* Given data
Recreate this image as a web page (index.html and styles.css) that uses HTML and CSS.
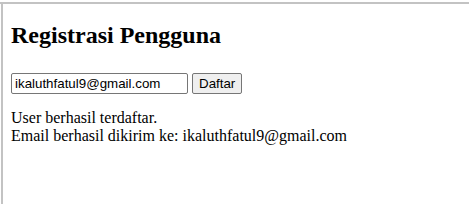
FILE: index.html
```html
<!DOCTYPE html>
<html lang="id">
<head>
<meta charset="utf-8">
<title>Registrasi Pengguna</title>
<link rel="stylesheet" href="styles.css">
</head>
<body>
<div class="frame">
  <div class="topbar"></div>
  <div class="content">
    <h1 class="title">Registrasi Pengguna</h1>
    <form class="form">
      <input class="email" type="email" value="ikaluthfatul9@gmail.com">
      <button class="btn" type="button">Daftar</button>
    </form>
    <div class="result">
      <div>User berhasil terdaftar.</div>
      <div>Email berhasil dikirim ke: ikaluthfatul9@gmail.com</div>
    </div>
  </div>
</div>
</body>
</html>
```

FILE: styles.css
```css
html, body {
  margin: 0;
  padding: 0;
  background: #ffffff;
}
body {
  font-family: "Liberation Serif", "Times New Roman", serif;
  font-size: 16px;
  color: #000;
}
.frame {
  margin-left: 1px;
  border-left: 2px solid #c3c3c3;
  min-height: 100vh;
  box-sizing: border-box;
}
.topbar {
  height: 2px;
  margin-top: 2px;
  margin-left: -3px;
  background: #c3c3c3;
}
.content {
  padding: 0 8px;
}
.title {
  font-size: 24px;
  font-weight: bold;
  margin: 18px 0 0;
  line-height: normal;
}
.form {
  margin: 24px 0 0;
  display: flex;
  gap: 4px;
  align-items: center;
}
.email {
  box-sizing: border-box;
  width: 177px;
  height: 21px;
  padding: 1px 2px 1px 3px;
  border: 1px solid #767676;
  border-radius: 2px;
  font-family: "Liberation Sans", Arial, sans-serif;
  font-size: 13.333px;
  color: #000;
  margin: 0;
}
.btn {
  box-sizing: border-box;
  height: 21px;
  padding: 1px 6px;
  border: 1px solid #767676;
  border-radius: 2px;
  background: #efefef;
  font-family: "Liberation Sans", Arial, sans-serif;
  font-size: 13.333px;
  color: #000;
  margin: 0;
}
.result {
  margin-top: 15px;
}
```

* Goal
Quote the material exactly. Pictures stay out.

* Response to this task
Recreate this image as a web page (index.html and styles.css) that uses HTML and CSS.
FILE: index.html
```html
<!DOCTYPE html>
<html lang="id">
<head>
<meta charset="utf-8">
<title>Registrasi Pengguna</title>
<link rel="stylesheet" href="styles.css">
</head>
<body>
<div class="frame">
  <div class="topbar"></div>
  <div class="content">
    <h1 class="title">Registrasi Pengguna</h1>
    <form class="form">
      <input class="email" type="email" value="ikaluthfatul9@gmail.com">
      <button class="btn" type="button">Daftar</button>
    </form>
    <div class="result">
      <div>User berhasil terdaftar.</div>
      <div>Email berhasil dikirim ke: ikaluthfatul9@gmail.com</div>
    </div>
  </div>
</div>
</body>
</html>
```

FILE: styles.css
```css
html, body {
  margin: 0;
  padding: 0;
  background: #ffffff;
}
body {
  font-family: "Liberation Serif", "Times New Roman", serif;
  font-size: 16px;
  color: #000;
}
.frame {
  margin-left: 1px;
  border-left: 2px solid #c3c3c3;
  min-height: 100vh;
  box-sizing: border-box;
}
.topbar {
  height: 2px;
  margin-top: 2px;
  margin-left: -3px;
  background: #c3c3c3;
}
.content {
  padding: 0 8px;
}
.title {
  font-size: 24px;
  font-weight: bold;
  margin: 18px 0 0;
  line-height: normal;
}
.form {
  margin: 24px 0 0;
  display: flex;
  gap: 4px;
  align-items: center;
}
.email {
  box-sizing: border-box;
  width: 177px;
  height: 21px;
  padding: 1px 2px 1px 3px;
  border: 1px solid #767676;
  border-radius: 2px;
  font-family: "Liberation Sans", Arial, sans-serif;
  font-size: 13.333px;
  color: #000;
  margin: 0;
}
.btn {
  box-sizing: border-box;
  height: 21px;
  padding: 1px 6px;
  border: 1px solid #767676;
  border-radius: 2px;
  background: #efefef;
  font-family: "Liberation Sans", Arial, sans-serif;
  font-size: 13.333px;
  color: #000;
  margin: 0;
}
.result {
  margin-top: 15px;
}
```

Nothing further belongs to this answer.